>> START Recorded information
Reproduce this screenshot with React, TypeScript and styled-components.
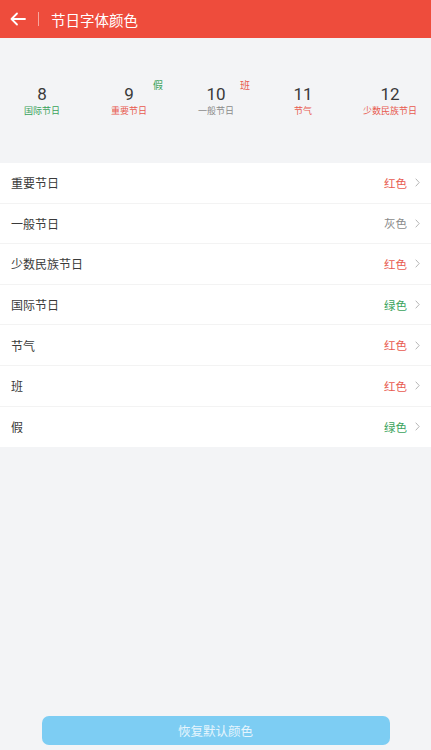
import React from "react";
import styled, { createGlobalStyle } from "styled-components";

const Global = createGlobalStyle`
  html, body { margin: 0; padding: 0; background: #f3f4f6; }
  body { font-family: Roboto, "Noto Sans CJK SC", "Noto Sans", sans-serif; }
  * { box-sizing: border-box; }
`;

const RED = "#e85a4f";
const GREEN = "#3aa35c";
const GRAY = "#8a8a8a";

const Page = styled.div`
  width: 431px;
  height: 750px;
  display: flex;
  flex-direction: column;
  background: #f3f4f6;
  overflow: hidden;
`;

const Header = styled.div`
  height: 38px;
  background: #ee4c3c;
  display: flex;
  align-items: center;
  padding-left: 10px;
  color: #fff;
  flex-shrink: 0;
`;

const Divider = styled.div`
  width: 1px;
  height: 14px;
  background: rgba(255, 255, 255, 0.5);
  margin: 0 12px 0 12px;
`;

const Title = styled.div`
  font-size: 14.5px;
  color: #fff;
`;

const Preview = styled.div`
  height: 125px;
  display: grid;
  grid-template-columns: repeat(5, 87px);
  align-items: center;
  margin-left: -1.5px;
`;

const Day = styled.div`
  position: relative;
  display: flex;
  flex-direction: column;
  align-items: center;
`;

const Num = styled.div`
  font-size: 17px;
  color: #3a3a3a;
  line-height: 20px;
`;

const Label = styled.div<{ $c: string }>`
  font-size: 9px;
  line-height: 12px;
  margin-top: 1px;
  color: ${(p) => p.$c};
`;

const Badge = styled.span<{ $c: string }>`
  position: absolute;
  top: -7px;
  left: calc(50% + 24px);
  font-size: 10px;
  color: ${(p) => p.$c};
`;

const List = styled.div`
  background: #fff;
  display: flex;
  flex-direction: column;
`;

const Row = styled.div<{ $last?: boolean }>`
  height: 40.6px;
  display: flex;
  align-items: center;
  padding: 0 11px 0 11px;
  border-bottom: ${(p) => (p.$last ? "none" : "1px solid #f3f3f3")};
`;

const RowLabel = styled.div`
  flex: 1;
  font-size: 12px;
  color: #3a3a3a;
`;

const Value = styled.div<{ $c: string }>`
  font-size: 11.5px;
  color: ${(p) => p.$c};
`;

const Chevron = styled.svg`
  margin-left: 8px;
`;

const Spacer = styled.div`
  flex: 1;
`;

const Footer = styled.div`
  display: flex;
  justify-content: center;
  padding-bottom: 5px;
`;

const Button = styled.div`
  width: 348px;
  height: 29px;
  border-radius: 7px;
  background: #7dcdf3;
  color: #e6f5fd;
  font-size: 12.5px;
  display: flex;
  align-items: center;
  justify-content: center;
`;

const days = [
  { n: "8", l: "国际节日", c: GREEN },
  { n: "9", l: "重要节日", c: RED, b: "假", bc: GREEN },
  { n: "10", l: "一般节日", c: GRAY, b: "班", bc: RED },
  { n: "11", l: "节气", c: RED },
  { n: "12", l: "少数民族节日", c: RED },
];

const rows = [
  { l: "重要节日", v: "红色", c: RED },
  { l: "一般节日", v: "灰色", c: GRAY },
  { l: "少数民族节日", v: "红色", c: RED },
  { l: "国际节日", v: "绿色", c: GREEN },
  { l: "节气", v: "红色", c: RED },
  { l: "班", v: "红色", c: RED },
  { l: "假", v: "绿色", c: GREEN },
];

export default function App() {
  return (
    <Page>
      <Global />
      <Header>
        <svg width="16" height="14" viewBox="0 0 16 14" fill="none" stroke="#fff" strokeWidth="1.8" strokeLinecap="round" strokeLinejoin="round">
          <path d="M15 7H1.5M7 1.5L1.5 7L7 12.5" />
        </svg>
        <Divider />
        <Title>节日字体颜色</Title>
      </Header>
      <Preview>
        {days.map((d) => (
          <Day key={d.n}>
            <Num>{d.n}</Num>
            <Label $c={d.c}>{d.l}</Label>
            {d.b && <Badge $c={d.bc!}>{d.b}</Badge>}
          </Day>
        ))}
      </Preview>
      <List>
        {rows.map((r, i) => (
          <Row key={r.l} $last={i === rows.length - 1}>
            <RowLabel>{r.l}</RowLabel>
            <Value $c={r.c}>{r.v}</Value>
            <Chevron width="5" height="9" viewBox="0 0 5 9" fill="none" stroke="#b5b5b5" strokeWidth="1">
              <path d="M0.7 0.7L4.2 4.5L0.7 8.3" />
            </Chevron>
          </Row>
        ))}
      </List>
      <Spacer />
      <Footer>
        <Button>恢复默认颜色</Button>
      </Footer>
    </Page>
  );
}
>> END Recorded information
Task instructions: Reproduce the listing above exactly, excluding all pictures.

Response to this task:
Reproduce this screenshot with React, TypeScript and styled-components.
import React from "react";
import styled, { createGlobalStyle } from "styled-components";

const Global = createGlobalStyle`
  html, body { margin: 0; padding: 0; background: #f3f4f6; }
  body { font-family: Roboto, "Noto Sans CJK SC", "Noto Sans", sans-serif; }
  * { box-sizing: border-box; }
`;

const RED = "#e85a4f";
const GREEN = "#3aa35c";
const GRAY = "#8a8a8a";

const Page = styled.div`
  width: 431px;
  height: 750px;
  display: flex;
  flex-direction: column;
  background: #f3f4f6;
  overflow: hidden;
`;

const Header = styled.div`
  height: 38px;
  background: #ee4c3c;
  display: flex;
  align-items: center;
  padding-left: 10px;
  color: #fff;
  flex-shrink: 0;
`;

const Divider = styled.div`
  width: 1px;
  height: 14px;
  background: rgba(255, 255, 255, 0.5);
  margin: 0 12px 0 12px;
`;

const Title = styled.div`
  font-size: 14.5px;
  color: #fff;
`;

const Preview = styled.div`
  height: 125px;
  display: grid;
  grid-template-columns: repeat(5, 87px);
  align-items: center;
  margin-left: -1.5px;
`;

const Day = styled.div`
  position: relative;
  display: flex;
  flex-direction: column;
  align-items: center;
`;

const Num = styled.div`
  font-size: 17px;
  color: #3a3a3a;
  line-height: 20px;
`;

const Label = styled.div<{ $c: string }>`
  font-size: 9px;
  line-height: 12px;
  margin-top: 1px;
  color: ${(p) => p.$c};
`;

const Badge = styled.span<{ $c: string }>`
  position: absolute;
  top: -7px;
  left: calc(50% + 24px);
  font-size: 10px;
  color: ${(p) => p.$c};
`;

const List = styled.div`
  background: #fff;
  display: flex;
  flex-direction: column;
`;

const Row = styled.div<{ $last?: boolean }>`
  height: 40.6px;
  display: flex;
  align-items: center;
  padding: 0 11px 0 11px;
  border-bottom: ${(p) => (p.$last ? "none" : "1px solid #f3f3f3")};
`;

const RowLabel = styled.div`
  flex: 1;
  font-size: 12px;
  color: #3a3a3a;
`;

const Value = styled.div<{ $c: string }>`
  font-size: 11.5px;
  color: ${(p) => p.$c};
`;

const Chevron = styled.svg`
  margin-left: 8px;
`;

const Spacer = styled.div`
  flex: 1;
`;

const Footer = styled.div`
  display: flex;
  justify-content: center;
  padding-bottom: 5px;
`;

const Button = styled.div`
  width: 348px;
  height: 29px;
  border-radius: 7px;
  background: #7dcdf3;
  color: #e6f5fd;
  font-size: 12.5px;
  display: flex;
  align-items: center;
  justify-content: center;
`;

const days = [
  { n: "8", l: "国际节日", c: GREEN },
  { n: "9", l: "重要节日", c: RED, b: "假", bc: GREEN },
  { n: "10", l: "一般节日", c: GRAY, b: "班", bc: RED },
  { n: "11", l: "节气", c: RED },
  { n: "12", l: "少数民族节日", c: RED },
];

const rows = [
  { l: "重要节日", v: "红色", c: RED },
  { l: "一般节日", v: "灰色", c: GRAY },
  { l: "少数民族节日", v: "红色", c: RED },
  { l: "国际节日", v: "绿色", c: GREEN },
  { l: "节气", v: "红色", c: RED },
  { l: "班", v: "红色", c: RED },
  { l: "假", v: "绿色", c: GREEN },
];

export default function App() {
  return (
    <Page>
      <Global />
      <Header>
        <svg width="16" height="14" viewBox="0 0 16 14" fill="none" stroke="#fff" strokeWidth="1.8" strokeLinecap="round" strokeLinejoin="round">
          <path d="M15 7H1.5M7 1.5L1.5 7L7 12.5" />
        </svg>
        <Divider />
        <Title>节日字体颜色</Title>
      </Header>
      <Preview>
        {days.map((d) => (
          <Day key={d.n}>
            <Num>{d.n}</Num>
            <Label $c={d.c}>{d.l}</Label>
            {d.b && <Badge $c={d.bc!}>{d.b}</Badge>}
          </Day>
        ))}
      </Preview>
      <List>
        {rows.map((r, i) => (
          <Row key={r.l} $last={i === rows.length - 1}>
            <RowLabel>{r.l}</RowLabel>
            <Value $c={r.c}>{r.v}</Value>
            <Chevron width="5" height="9" viewBox="0 0 5 9" fill="none" stroke="#b5b5b5" strokeWidth="1">
              <path d="M0.7 0.7L4.2 4.5L0.7 8.3" />
            </Chevron>
          </Row>
        ))}
      </List>
      <Spacer />
      <Footer>
        <Button>恢复默认颜色</Button>
      </Footer>
    </Page>
  );
}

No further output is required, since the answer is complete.